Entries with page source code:
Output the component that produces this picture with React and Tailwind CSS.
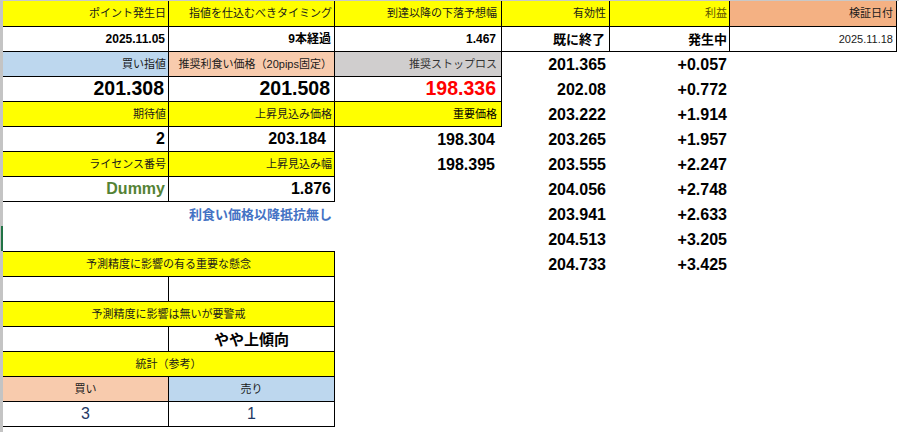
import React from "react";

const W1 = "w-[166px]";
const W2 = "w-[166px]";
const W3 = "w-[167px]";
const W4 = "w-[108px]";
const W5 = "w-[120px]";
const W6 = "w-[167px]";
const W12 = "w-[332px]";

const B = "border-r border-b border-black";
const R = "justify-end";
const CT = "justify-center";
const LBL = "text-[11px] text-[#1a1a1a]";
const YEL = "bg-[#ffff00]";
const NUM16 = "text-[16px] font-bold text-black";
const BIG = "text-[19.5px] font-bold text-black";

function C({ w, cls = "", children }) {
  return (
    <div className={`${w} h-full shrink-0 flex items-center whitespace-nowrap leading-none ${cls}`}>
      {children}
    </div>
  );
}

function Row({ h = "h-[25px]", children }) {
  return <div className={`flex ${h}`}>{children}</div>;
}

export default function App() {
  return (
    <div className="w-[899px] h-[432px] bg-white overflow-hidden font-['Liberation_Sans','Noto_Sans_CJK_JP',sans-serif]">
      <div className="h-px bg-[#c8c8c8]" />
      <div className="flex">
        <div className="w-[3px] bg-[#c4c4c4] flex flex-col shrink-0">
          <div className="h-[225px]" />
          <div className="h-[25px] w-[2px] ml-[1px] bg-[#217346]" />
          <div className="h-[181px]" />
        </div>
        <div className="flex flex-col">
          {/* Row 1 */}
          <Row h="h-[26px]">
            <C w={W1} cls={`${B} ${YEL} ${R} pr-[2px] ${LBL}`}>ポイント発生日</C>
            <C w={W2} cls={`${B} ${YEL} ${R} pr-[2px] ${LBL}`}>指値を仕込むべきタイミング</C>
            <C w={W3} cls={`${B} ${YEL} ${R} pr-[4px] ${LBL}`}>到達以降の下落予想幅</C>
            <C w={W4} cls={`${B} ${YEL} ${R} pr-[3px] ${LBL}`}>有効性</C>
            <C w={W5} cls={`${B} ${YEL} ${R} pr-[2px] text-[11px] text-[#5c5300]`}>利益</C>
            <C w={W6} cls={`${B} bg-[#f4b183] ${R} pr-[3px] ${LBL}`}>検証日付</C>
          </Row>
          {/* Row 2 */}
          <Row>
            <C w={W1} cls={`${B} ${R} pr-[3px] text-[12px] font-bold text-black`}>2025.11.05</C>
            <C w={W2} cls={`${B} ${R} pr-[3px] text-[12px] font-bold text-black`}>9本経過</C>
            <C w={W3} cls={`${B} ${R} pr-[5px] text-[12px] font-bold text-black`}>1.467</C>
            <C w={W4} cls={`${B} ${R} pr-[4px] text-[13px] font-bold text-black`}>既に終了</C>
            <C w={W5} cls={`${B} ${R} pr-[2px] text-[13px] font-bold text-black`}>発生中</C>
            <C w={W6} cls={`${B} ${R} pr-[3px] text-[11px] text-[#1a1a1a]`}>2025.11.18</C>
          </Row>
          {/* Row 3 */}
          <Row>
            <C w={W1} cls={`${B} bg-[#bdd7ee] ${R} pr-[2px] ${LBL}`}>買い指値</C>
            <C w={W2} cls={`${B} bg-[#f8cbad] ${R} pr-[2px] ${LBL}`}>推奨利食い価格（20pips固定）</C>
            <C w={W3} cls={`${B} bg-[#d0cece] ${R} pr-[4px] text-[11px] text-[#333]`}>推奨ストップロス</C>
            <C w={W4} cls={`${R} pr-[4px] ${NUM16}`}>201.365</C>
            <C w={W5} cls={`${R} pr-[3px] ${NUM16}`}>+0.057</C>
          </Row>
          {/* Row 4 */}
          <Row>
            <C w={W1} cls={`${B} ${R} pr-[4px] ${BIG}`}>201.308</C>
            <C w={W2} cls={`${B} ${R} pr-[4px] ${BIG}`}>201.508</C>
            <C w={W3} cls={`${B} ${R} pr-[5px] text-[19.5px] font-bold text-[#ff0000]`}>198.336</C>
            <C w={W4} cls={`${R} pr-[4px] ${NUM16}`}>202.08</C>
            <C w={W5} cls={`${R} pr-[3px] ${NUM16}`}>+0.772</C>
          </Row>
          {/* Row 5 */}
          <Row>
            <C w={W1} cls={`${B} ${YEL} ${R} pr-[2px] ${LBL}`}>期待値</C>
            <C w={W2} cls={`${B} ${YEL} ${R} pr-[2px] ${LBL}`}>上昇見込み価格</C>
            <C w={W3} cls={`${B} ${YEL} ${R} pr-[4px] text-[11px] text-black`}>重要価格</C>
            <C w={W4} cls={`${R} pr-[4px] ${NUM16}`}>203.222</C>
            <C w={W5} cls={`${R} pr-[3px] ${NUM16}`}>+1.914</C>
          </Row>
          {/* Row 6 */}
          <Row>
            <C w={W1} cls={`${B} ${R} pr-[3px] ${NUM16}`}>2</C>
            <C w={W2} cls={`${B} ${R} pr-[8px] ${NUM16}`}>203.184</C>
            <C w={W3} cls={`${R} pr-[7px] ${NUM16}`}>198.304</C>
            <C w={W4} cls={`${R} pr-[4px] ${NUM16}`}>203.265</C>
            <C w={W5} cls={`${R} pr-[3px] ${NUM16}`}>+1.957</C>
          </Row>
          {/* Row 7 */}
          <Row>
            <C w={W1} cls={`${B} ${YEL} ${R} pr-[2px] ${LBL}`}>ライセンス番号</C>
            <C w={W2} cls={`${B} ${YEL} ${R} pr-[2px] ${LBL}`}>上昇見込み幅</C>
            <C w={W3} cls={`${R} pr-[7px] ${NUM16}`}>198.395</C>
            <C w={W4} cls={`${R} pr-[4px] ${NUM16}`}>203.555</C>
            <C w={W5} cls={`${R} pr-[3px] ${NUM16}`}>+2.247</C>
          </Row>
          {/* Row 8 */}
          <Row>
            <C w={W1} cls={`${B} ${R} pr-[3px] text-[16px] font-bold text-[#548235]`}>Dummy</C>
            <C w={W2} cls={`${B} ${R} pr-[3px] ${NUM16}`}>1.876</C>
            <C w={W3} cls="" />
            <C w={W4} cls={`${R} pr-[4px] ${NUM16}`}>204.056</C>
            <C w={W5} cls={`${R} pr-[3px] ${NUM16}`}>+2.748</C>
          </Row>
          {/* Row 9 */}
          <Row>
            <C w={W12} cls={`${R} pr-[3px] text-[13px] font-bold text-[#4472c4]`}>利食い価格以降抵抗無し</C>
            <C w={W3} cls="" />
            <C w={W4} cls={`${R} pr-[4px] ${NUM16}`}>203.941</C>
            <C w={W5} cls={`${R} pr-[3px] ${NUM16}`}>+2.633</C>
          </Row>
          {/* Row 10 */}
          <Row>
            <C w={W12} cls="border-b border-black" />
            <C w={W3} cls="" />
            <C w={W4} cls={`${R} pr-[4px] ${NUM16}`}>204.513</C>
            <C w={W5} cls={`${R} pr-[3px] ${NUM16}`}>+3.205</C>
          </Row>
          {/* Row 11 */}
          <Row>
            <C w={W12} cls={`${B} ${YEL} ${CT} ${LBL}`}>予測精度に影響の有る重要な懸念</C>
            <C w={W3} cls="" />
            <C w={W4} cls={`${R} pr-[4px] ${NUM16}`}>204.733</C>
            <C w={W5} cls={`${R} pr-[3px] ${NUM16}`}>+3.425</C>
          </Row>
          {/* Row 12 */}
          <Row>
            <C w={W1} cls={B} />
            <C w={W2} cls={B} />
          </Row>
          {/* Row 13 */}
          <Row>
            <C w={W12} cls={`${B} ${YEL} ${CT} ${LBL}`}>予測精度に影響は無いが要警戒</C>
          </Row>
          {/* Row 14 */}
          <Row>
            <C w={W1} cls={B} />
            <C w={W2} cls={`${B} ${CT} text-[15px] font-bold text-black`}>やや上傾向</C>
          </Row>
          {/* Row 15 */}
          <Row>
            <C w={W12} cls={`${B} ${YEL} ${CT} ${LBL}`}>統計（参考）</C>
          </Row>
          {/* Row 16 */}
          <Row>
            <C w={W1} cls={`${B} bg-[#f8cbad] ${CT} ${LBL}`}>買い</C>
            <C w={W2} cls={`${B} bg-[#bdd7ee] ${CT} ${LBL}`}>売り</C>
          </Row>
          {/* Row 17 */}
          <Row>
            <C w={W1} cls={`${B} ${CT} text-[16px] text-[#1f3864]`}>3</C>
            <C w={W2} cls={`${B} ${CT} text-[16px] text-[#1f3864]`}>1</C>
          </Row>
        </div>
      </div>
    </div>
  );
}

--

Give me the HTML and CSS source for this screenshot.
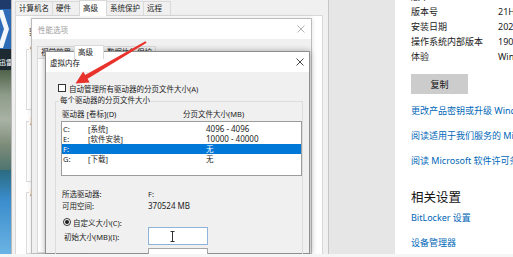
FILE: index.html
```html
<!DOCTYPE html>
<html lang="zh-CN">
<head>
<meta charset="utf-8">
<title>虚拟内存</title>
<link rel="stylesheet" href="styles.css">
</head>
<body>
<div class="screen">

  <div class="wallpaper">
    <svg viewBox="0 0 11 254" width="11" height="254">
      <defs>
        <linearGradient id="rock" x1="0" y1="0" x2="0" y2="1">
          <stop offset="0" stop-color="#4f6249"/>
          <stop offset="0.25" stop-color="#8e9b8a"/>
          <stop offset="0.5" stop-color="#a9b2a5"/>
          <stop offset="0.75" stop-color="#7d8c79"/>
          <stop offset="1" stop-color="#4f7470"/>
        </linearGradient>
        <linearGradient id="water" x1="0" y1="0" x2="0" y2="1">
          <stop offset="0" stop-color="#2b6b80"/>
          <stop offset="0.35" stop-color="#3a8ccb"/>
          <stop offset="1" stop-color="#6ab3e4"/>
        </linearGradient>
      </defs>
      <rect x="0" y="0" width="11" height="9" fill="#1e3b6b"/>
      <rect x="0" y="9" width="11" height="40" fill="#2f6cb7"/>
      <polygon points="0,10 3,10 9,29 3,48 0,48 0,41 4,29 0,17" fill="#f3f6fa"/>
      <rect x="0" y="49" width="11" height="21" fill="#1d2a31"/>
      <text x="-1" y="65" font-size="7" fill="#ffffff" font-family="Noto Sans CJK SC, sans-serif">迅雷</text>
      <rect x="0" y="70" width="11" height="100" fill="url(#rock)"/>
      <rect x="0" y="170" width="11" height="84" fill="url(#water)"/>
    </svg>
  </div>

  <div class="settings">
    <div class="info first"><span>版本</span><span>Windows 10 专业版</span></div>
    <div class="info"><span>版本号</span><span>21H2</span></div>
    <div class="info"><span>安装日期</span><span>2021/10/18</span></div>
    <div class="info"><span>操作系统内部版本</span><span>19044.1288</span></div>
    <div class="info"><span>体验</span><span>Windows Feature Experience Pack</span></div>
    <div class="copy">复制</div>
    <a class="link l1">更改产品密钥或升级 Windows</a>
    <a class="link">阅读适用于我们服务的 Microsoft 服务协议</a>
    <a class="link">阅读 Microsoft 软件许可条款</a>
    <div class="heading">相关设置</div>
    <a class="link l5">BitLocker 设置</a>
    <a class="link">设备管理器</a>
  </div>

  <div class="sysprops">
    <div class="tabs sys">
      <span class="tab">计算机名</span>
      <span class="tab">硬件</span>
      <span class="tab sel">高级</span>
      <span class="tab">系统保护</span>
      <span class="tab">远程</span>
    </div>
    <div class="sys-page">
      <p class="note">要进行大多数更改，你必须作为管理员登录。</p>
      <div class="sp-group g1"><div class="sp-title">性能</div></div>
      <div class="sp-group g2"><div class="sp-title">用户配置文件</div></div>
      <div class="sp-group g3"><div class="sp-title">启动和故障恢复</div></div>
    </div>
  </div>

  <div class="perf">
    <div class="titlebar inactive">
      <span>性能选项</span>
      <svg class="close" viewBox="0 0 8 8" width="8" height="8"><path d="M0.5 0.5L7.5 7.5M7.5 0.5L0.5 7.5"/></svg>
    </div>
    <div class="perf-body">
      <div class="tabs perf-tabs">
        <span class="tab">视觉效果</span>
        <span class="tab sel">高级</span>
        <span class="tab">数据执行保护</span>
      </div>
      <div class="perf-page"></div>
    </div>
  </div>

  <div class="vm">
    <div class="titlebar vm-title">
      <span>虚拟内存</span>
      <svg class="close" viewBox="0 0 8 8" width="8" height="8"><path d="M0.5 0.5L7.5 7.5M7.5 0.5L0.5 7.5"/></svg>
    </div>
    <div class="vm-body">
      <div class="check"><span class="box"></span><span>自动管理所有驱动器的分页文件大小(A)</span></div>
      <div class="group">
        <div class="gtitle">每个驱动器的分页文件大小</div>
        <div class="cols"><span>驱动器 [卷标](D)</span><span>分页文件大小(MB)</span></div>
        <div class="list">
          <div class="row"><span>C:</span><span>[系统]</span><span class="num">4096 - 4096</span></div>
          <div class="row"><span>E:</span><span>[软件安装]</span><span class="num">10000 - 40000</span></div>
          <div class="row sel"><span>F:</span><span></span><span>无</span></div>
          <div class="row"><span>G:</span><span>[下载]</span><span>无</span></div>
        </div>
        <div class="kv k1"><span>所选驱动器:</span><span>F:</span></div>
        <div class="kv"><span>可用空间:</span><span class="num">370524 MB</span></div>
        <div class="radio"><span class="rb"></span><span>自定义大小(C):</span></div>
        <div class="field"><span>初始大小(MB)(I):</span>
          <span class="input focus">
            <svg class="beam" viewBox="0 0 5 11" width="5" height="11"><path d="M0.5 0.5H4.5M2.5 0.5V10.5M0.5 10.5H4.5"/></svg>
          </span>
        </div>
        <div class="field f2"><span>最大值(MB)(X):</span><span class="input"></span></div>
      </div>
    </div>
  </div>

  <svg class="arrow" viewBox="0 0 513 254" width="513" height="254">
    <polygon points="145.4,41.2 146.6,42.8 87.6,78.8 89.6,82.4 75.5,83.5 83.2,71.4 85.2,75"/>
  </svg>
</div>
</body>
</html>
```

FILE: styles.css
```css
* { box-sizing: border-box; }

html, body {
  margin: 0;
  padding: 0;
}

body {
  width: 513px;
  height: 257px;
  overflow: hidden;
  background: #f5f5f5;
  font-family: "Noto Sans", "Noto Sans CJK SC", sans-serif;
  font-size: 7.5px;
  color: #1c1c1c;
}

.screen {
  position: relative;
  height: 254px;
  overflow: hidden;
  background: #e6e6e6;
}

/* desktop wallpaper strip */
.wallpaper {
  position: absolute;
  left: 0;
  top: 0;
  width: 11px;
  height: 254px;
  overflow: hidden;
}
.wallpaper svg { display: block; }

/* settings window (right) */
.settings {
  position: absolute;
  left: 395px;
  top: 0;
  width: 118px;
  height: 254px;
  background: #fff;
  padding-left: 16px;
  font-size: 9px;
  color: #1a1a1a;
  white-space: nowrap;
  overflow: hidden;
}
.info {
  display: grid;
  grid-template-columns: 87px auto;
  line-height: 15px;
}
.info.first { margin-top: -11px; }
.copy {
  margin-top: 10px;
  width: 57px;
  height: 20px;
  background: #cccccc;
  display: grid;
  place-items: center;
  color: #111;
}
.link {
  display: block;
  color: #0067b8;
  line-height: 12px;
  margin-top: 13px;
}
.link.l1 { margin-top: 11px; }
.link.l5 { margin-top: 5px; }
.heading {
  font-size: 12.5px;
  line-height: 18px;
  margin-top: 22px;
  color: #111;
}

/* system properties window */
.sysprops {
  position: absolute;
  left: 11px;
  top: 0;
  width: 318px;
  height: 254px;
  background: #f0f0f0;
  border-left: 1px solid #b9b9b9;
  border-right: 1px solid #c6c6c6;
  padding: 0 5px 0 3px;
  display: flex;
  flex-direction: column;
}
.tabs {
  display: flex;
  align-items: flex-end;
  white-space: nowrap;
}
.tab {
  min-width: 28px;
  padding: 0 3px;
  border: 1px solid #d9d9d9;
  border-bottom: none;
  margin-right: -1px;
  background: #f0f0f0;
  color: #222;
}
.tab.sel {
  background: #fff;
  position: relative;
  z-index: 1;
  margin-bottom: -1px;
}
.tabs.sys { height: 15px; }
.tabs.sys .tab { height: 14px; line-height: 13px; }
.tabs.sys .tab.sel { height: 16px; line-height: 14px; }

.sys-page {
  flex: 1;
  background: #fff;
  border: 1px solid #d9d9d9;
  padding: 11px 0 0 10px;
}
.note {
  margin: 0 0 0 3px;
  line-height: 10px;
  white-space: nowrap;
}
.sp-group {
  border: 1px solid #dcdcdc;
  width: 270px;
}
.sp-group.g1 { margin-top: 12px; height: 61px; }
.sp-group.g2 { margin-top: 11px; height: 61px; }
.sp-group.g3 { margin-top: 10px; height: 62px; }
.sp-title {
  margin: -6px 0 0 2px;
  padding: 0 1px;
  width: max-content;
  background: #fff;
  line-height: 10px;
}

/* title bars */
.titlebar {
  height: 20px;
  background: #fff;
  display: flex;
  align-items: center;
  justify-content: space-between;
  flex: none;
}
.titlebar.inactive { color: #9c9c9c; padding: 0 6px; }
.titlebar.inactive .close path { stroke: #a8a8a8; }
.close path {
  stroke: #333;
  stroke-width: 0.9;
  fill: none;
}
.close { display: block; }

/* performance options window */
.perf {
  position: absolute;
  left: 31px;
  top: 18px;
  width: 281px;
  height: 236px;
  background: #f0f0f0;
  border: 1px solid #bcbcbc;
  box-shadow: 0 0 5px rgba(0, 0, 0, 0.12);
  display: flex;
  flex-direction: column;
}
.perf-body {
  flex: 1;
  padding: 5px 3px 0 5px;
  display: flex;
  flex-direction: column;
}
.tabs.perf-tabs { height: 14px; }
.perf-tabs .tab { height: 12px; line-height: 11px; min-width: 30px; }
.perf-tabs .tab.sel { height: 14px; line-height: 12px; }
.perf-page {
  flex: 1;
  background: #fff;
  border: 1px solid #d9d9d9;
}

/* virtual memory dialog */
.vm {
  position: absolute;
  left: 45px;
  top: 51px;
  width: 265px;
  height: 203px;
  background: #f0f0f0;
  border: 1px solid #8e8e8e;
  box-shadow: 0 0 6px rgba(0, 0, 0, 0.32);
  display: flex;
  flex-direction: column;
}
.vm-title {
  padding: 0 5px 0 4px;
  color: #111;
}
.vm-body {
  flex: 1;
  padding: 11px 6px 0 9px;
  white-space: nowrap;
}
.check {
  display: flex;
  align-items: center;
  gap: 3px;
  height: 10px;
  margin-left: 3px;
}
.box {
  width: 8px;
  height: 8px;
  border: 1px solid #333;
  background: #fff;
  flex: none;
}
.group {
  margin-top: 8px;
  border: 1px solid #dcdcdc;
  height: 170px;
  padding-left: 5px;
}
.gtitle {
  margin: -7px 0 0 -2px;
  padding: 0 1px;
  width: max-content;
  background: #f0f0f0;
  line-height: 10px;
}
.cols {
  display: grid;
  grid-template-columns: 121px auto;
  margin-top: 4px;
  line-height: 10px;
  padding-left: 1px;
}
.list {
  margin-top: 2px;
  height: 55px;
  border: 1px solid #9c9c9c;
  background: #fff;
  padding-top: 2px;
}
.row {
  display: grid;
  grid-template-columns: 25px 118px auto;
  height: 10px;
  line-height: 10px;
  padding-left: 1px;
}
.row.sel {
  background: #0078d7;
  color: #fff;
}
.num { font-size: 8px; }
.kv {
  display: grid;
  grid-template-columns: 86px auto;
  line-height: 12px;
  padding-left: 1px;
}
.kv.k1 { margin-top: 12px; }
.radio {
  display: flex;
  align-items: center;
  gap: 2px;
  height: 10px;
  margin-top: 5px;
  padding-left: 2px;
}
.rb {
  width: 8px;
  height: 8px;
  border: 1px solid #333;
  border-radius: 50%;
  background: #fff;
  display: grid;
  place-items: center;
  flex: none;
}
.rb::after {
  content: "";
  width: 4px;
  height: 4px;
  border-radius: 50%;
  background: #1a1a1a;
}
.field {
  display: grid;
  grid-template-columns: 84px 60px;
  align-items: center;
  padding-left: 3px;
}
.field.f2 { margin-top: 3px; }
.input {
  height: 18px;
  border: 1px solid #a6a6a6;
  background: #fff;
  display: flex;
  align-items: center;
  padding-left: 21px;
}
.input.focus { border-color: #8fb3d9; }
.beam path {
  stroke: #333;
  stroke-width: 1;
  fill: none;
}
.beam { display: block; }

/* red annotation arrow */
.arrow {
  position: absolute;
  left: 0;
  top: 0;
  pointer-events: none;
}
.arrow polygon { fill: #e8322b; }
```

• _Objective_: In the entries above, find each line with the string "this" and copy it.

• _The completed task_:
Output the component that produces this picture with React and Tailwind CSS.
Give me the HTML and CSS source for this screenshot.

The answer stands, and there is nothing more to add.